**Requirements**
Gather all lines from the material that contain the word "React".

** BEGIN Exercise input **

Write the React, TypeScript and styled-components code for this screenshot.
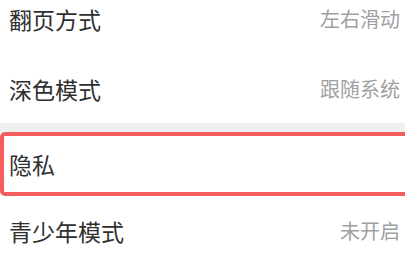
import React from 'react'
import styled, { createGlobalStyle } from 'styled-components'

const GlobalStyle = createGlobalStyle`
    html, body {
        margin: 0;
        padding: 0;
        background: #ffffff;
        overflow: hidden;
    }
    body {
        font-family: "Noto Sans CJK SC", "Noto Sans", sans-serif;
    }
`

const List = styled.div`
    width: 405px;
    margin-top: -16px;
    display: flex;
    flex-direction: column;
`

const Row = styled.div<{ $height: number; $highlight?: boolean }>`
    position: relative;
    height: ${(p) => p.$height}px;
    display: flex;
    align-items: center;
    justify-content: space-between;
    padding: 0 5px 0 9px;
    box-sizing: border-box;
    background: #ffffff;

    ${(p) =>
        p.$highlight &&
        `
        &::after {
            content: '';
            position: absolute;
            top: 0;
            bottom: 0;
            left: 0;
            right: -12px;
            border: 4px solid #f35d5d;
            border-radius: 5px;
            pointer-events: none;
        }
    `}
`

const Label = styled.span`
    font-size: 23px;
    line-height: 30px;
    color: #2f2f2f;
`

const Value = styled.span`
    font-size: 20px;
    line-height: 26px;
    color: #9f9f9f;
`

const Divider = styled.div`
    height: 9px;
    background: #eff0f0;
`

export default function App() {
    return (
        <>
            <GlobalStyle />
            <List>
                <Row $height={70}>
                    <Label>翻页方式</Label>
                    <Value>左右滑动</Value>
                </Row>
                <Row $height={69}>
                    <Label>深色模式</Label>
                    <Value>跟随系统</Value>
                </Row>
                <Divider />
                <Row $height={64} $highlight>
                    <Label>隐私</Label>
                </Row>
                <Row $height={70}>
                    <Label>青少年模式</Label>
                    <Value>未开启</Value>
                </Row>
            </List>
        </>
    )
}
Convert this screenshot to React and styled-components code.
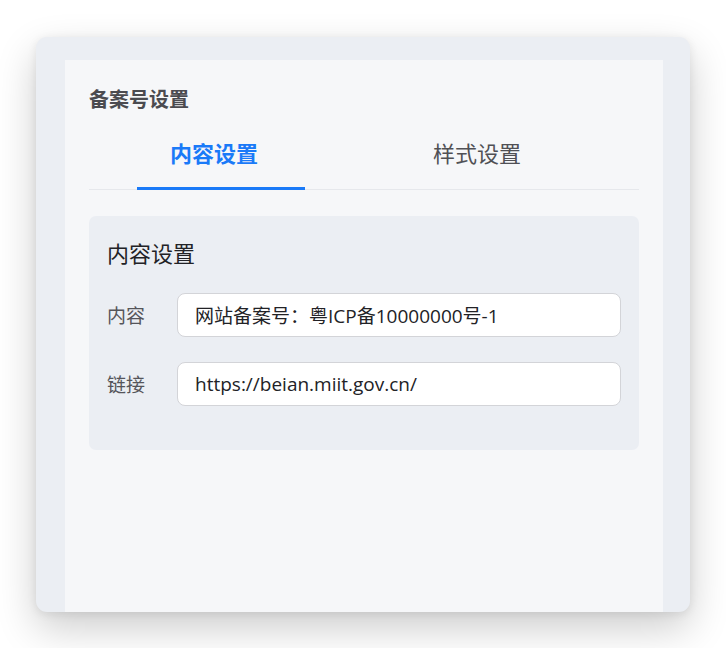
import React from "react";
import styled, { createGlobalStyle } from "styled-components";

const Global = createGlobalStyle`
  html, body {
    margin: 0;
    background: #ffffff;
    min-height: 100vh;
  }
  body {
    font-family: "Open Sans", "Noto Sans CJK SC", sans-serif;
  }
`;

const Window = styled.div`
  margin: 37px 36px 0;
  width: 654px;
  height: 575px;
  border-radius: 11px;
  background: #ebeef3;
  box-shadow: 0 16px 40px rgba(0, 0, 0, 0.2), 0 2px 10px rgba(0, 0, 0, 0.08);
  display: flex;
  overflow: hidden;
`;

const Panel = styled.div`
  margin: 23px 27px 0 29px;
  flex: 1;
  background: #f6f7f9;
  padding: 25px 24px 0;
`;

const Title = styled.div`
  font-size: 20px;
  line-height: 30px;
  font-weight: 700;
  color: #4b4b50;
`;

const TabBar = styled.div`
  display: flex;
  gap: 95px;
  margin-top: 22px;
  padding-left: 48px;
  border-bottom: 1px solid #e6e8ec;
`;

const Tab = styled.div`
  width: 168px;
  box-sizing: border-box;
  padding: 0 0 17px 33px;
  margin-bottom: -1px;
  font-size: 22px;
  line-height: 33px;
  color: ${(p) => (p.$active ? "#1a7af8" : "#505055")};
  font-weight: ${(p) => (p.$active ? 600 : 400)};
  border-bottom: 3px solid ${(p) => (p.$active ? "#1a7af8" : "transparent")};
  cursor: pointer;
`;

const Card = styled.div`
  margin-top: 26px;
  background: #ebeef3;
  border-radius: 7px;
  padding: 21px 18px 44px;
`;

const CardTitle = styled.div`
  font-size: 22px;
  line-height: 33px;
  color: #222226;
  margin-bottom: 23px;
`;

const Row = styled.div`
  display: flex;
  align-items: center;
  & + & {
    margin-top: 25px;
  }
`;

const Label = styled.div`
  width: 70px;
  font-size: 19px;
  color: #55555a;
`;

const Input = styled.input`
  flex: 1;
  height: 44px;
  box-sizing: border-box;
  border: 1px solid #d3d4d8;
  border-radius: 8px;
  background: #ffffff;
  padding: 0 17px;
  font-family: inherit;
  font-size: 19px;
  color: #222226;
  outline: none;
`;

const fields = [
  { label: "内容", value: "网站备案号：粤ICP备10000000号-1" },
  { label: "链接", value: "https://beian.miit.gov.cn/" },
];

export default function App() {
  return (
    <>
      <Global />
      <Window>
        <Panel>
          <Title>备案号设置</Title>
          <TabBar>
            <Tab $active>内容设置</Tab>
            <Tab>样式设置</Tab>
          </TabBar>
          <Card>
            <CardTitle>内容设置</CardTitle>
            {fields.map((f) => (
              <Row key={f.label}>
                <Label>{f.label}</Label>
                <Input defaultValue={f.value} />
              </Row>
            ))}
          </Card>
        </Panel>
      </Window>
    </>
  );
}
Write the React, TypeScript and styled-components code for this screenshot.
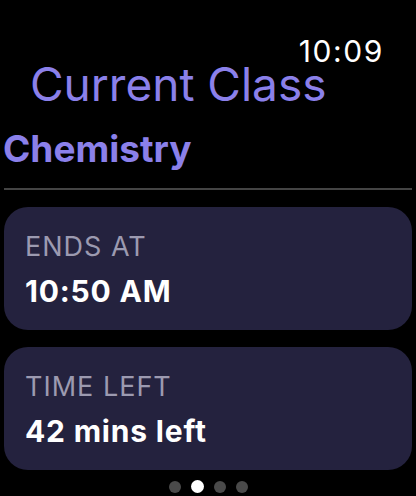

** END Exercise input **

**Exercise solution**
Write the React, TypeScript and styled-components code for this screenshot.
import React from 'react'
Convert this screenshot to React and styled-components code.
import React from "react";
Write the React, TypeScript and styled-components code for this screenshot.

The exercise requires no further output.